Yes, well it depends on how trusted is code allowed to execute on your machine, which is running unbound code. We think network may not be trusted, but we need to trust local code to some extent. We can for example use SELinux contexts to allow modules used from unbound, but not allow unbound library clients to use some others. But that limits only non-root users. Root user can typically avoid any protection. We can prevent unbound process to load plugins from wrong paths for example, if SELinux is in enforcing mode. Which is the default on Fedora or RHEL. Of course such plugin directory must be writable only by root (and package manager).

I thought about creating modified version of dynlibmod. It kind of does what I would need, but the usage of modules loaded that way is weird. I would like more plugin compiled as "/usr/lib64/unbound/libdnstap.so", where just adding dnstap into module-config: would locate in predefined /usr/lib64/unbound directory, if found there. Otherwise the configuration would look like exactly the same as now when built-in.
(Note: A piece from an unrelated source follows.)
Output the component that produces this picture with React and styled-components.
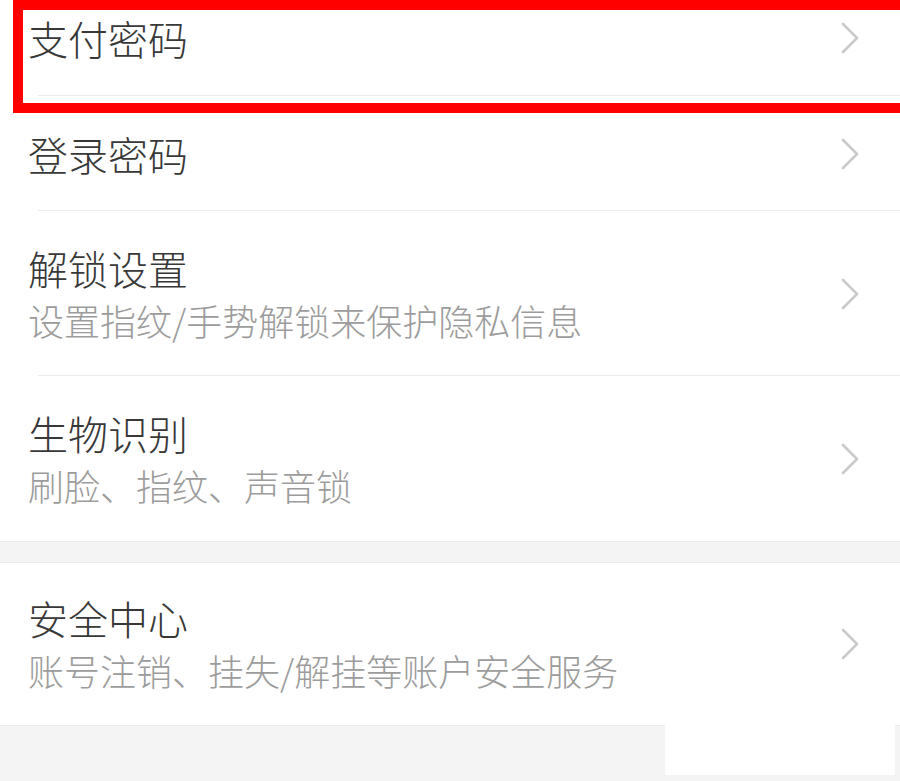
import React from "react";
import styled, { createGlobalStyle } from "styled-components";

const GlobalStyle = createGlobalStyle`
  html, body {
    margin: 0;
    padding: 0;
    background: #f4f4f4;
  }
  body {
    font-family: "Noto Sans CJK SC", "Noto Sans", sans-serif;
  }
`;

const Page = styled.div`
  position: relative;
  width: 900px;
  height: 781px;
  overflow: hidden;
  background: #f4f4f4;
`;

const Group = styled.div`
  background: #ffffff;
  border-bottom: 1px solid #e9e9e9;
  border-top: ${(p) => (p.$top ? "1px solid #e9e9e9" : "none")};
`;

const Gap = styled.div`
  height: 20px;
`;

const Row = styled.div`
  display: flex;
  align-items: center;
  justify-content: space-between;
  height: ${(p) => p.$h}px;
  box-sizing: border-box;
  padding: ${(p) => p.$pad || "0"};
  padding-left: 28px;
  padding-right: 40px;
  position: relative;
  &::after {
    content: "";
    display: ${(p) => (p.$line ? "block" : "none")};
    position: absolute;
    left: 38px;
    right: 0;
    bottom: 0;
    height: 1px;
    background: #ebebeb;
  }
`;

const Texts = styled.div`
  display: flex;
  flex-direction: column;
`;

const Title = styled.div`
  font-size: 40px;
  font-weight: 300;
  line-height: 52px;
  color: #383838;
`;

const Sub = styled.div`
  font-size: 36px;
  font-weight: 300;
  line-height: 52px;
  color: #9c9c9c;
`;

const Highlight = styled.div`
  position: absolute;
  left: 13px;
  top: 0;
  width: 900px;
  height: 113px;
  box-sizing: border-box;
  border: 10px solid #ff0000;
  pointer-events: none;
`;

const Mark = styled.div`
  position: absolute;
  left: 665px;
  top: 687px;
  width: 230px;
  height: 88px;
  background: #ffffff;
`;

const Chevron = () => (
  <svg width="20" height="32" viewBox="0 0 20 32">
    <path
      d="M3 2 L17 16 L3 30"
      fill="none"
      stroke="#cacaca"
      strokeWidth="2.6"
      strokeLinecap="round"
      strokeLinejoin="round"
    />
  </svg>
);

const top = [
  { title: "支付密码", h: 96, pad: "0 0 20px" },
  { title: "登录密码", h: 115 },
  { title: "解锁设置", sub: "设置指纹/手势解锁来保护隐私信息", h: 165 },
  { title: "生物识别", sub: "刷脸、指纹、声音锁", h: 165, last: true },
];

const Item = ({ item }) => (
  <Row $h={item.h} $pad={item.pad} $line={!item.last}>
    <Texts>
      <Title>{item.title}</Title>
      {item.sub && <Sub>{item.sub}</Sub>}
    </Texts>
    <Chevron />
  </Row>
);

export default function App() {
  return (
    <Page>
      <GlobalStyle />
      <Group>
        {top.map((item, i) => (
          <Item key={i} item={item} />
        ))}
      </Group>
      <Gap />
      <Group $top>
        <Item
          item={{
            title: "安全中心",
            sub: "账号注销、挂失/解挂等账户安全服务",
            h: 162,
            last: true,
          }}
        />
      </Group>
      <Highlight />
      <Mark />
    </Page>
  );
}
As for configuration of dynamically loaded modules, it can already happen if desired during initialization of the module (i.e., read your own configuration from a source) but not as part of Unbound's config file.

Best regards,
-- Yorgos

Yes, but I meant more avoiding multiple module-config: "dynlib dynlib iterator validator", if I use two modules loaded via dynlib. Then I need to have two modules.

dynlib:
dynlib-file: "/usr/lib64/unbound/libdnstap.so"

dynlib:
dynlib-file: "/usr/lib64/unbound/libipset.so"

Separate section from those would be dnstap: section, configuring the module details. It works, but it is kind of weird. Just by iterating directory defined at compile time it might detect list of available external plugins and enable them from module-config. Of course built-in modules would be preferred. I would just make unbound -V to list also runtime detected available modules, similar to current Linked modules.